The test is ongoing. In July, Starmer was one of the few foreign leaders to call Trump after he survived an assassination attempt in Pennsylvania. The dinner at Trump Tower with Lammy in September was considered a success by the British. But there have been squalls, too. It was reported during the summer that Lammy’s team was in regular contact with the Trump campaign; Chris LaCivita, Trump’s campaign manager, dismissed the story as fake news. “Other than a perfunctory 10 min meeting there is no contact,” he wrote on X. In October, the Trump campaign filed a Federal Election Commission complaint for “blatant foreign interference” against the Labour Party, for allegedly facilitating the travel and accommodation of volunteers to work on the campaign of Kamala Harris and Tim Walz.
Weinstein flagged the Chagos Islands deal and the U.K.’s willingness to honor the I.C.C.’s arrest warrants for Israeli leaders as early points of tension with the new Administration. Both Marco Rubio, Trump’s nominee to be Secretary of State, and Mike Waltz, his choice for national-security adviser, have opposed Britain’s giving up sovereignty over Diego Garcia, arguing that it would cede U.S. influence in the Indian Ocean to China.
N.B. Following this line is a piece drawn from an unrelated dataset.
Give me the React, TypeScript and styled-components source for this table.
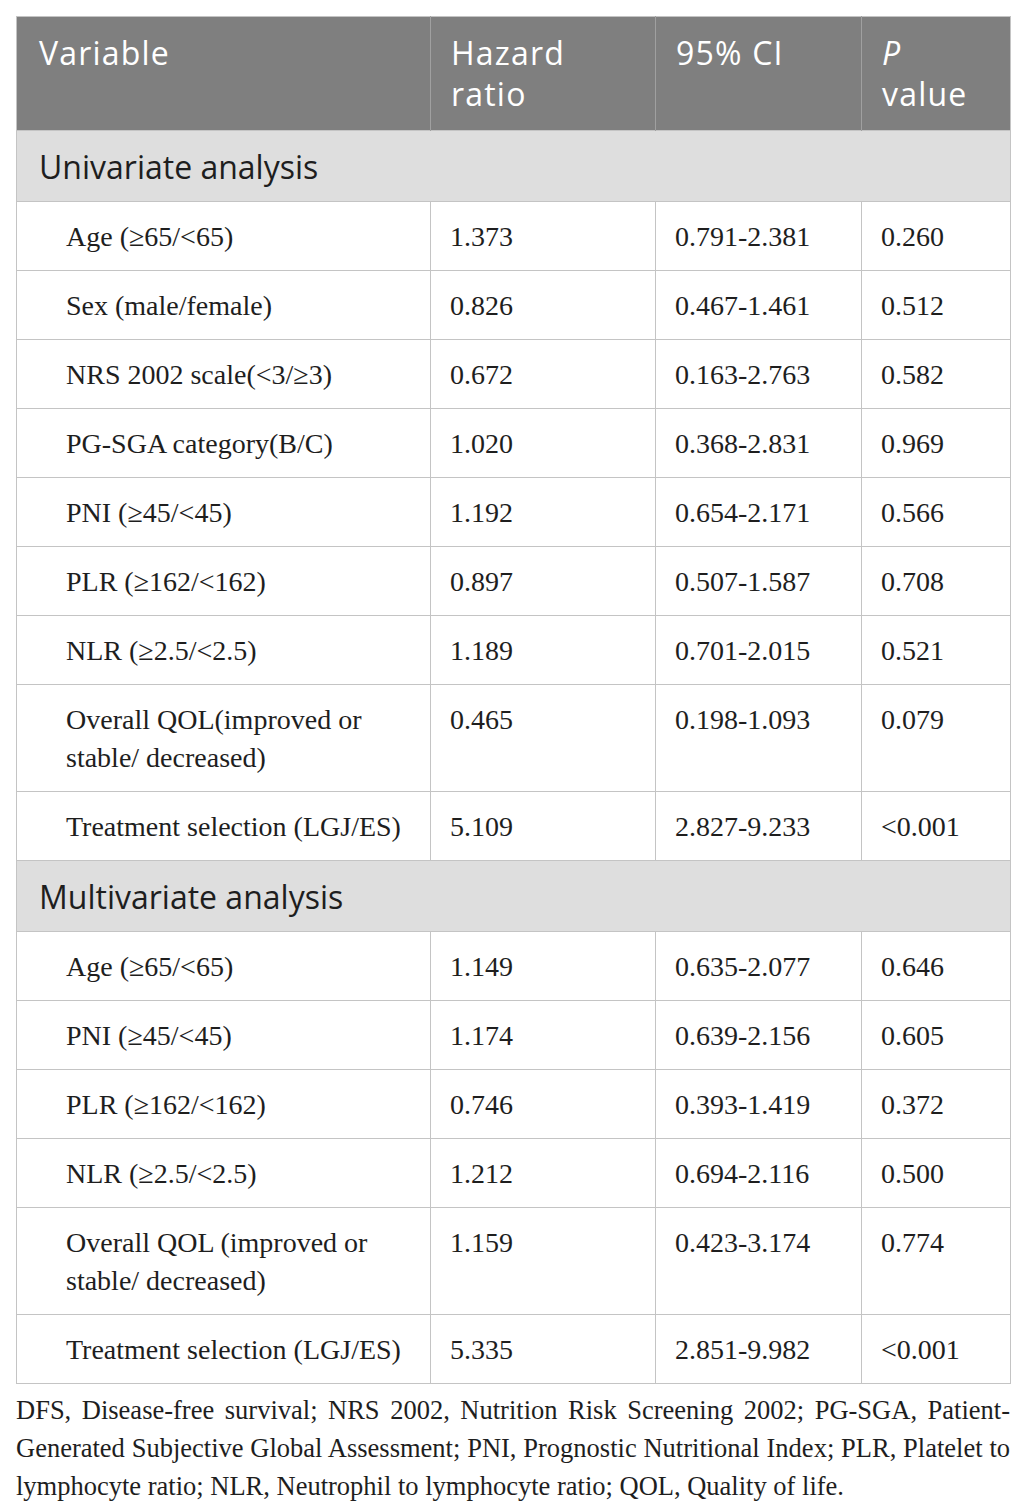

Conservatives in the U.K. have also expressed doubts about the plan. “The question is going to be Chagos and the I.C.C.,” Weinstein said. “And then, you know, things could spin down worse from there.”
In 2019, Kim Darroch, then the British Ambassador to the U.S., was forced to resign after his diplomatic cables about the first Trump Administration—describing it as clumsy and inept—were leaked to the press. I asked Darroch if all the careful groundwork laid by Lammy and Starmer will make any difference once Trump returns to the White House. “The short, one-word answer to all of these hopes is said with a deep tone of skepticism,” he replied. “Maybe.”
In early December, wearing white tie, Starmer spoke at the Lord Mayor’s annual banquet, in London, and disavowed the idea that Britain now faces a choice between tying itself closer to the E.U. or to a Trump-led U.S. “I reject it utterly,” he said. “Attlee did not choose between allies. Churchill did not choose.” Deriding false choices is fine for a foreign-policy speech. But since Brexit, the U.K. has been economically and strategically off compass. Until the country settles on its next long-term destination, either closer to the E.U. or firmly within America’s orbit, every confounding global problem—the climate crisis, A.I., financial regulation, a domineering China, a Trump-led trade war—will require asking which way to turn.
British officials know this and sometimes despair that their country has not found a way to be more hardheaded. “There’s no real theory of change and theory of power in the Foreign Office,” Casson, the former Ambassador, said. “There’s a sort of desire not to offend people.” Optimists sometimes envisage a post-Brexit U.K. as a “superconnector”—a kind of entrepôt, embodied by London’s financial center, court system, and expensive town houses—sheathed in a memory of empire. But realists argue that a fork in the road is coming. “Do we fold in with the U.S. and ask for something in exchange for basically backing them wholesale, in competing with China? Likewise, how close do we want to get to the E.U.?” one serving diplomat asked. “You have to make some serious choices about where the U.K. sits. That’s the big test for Lammy over the next few years.”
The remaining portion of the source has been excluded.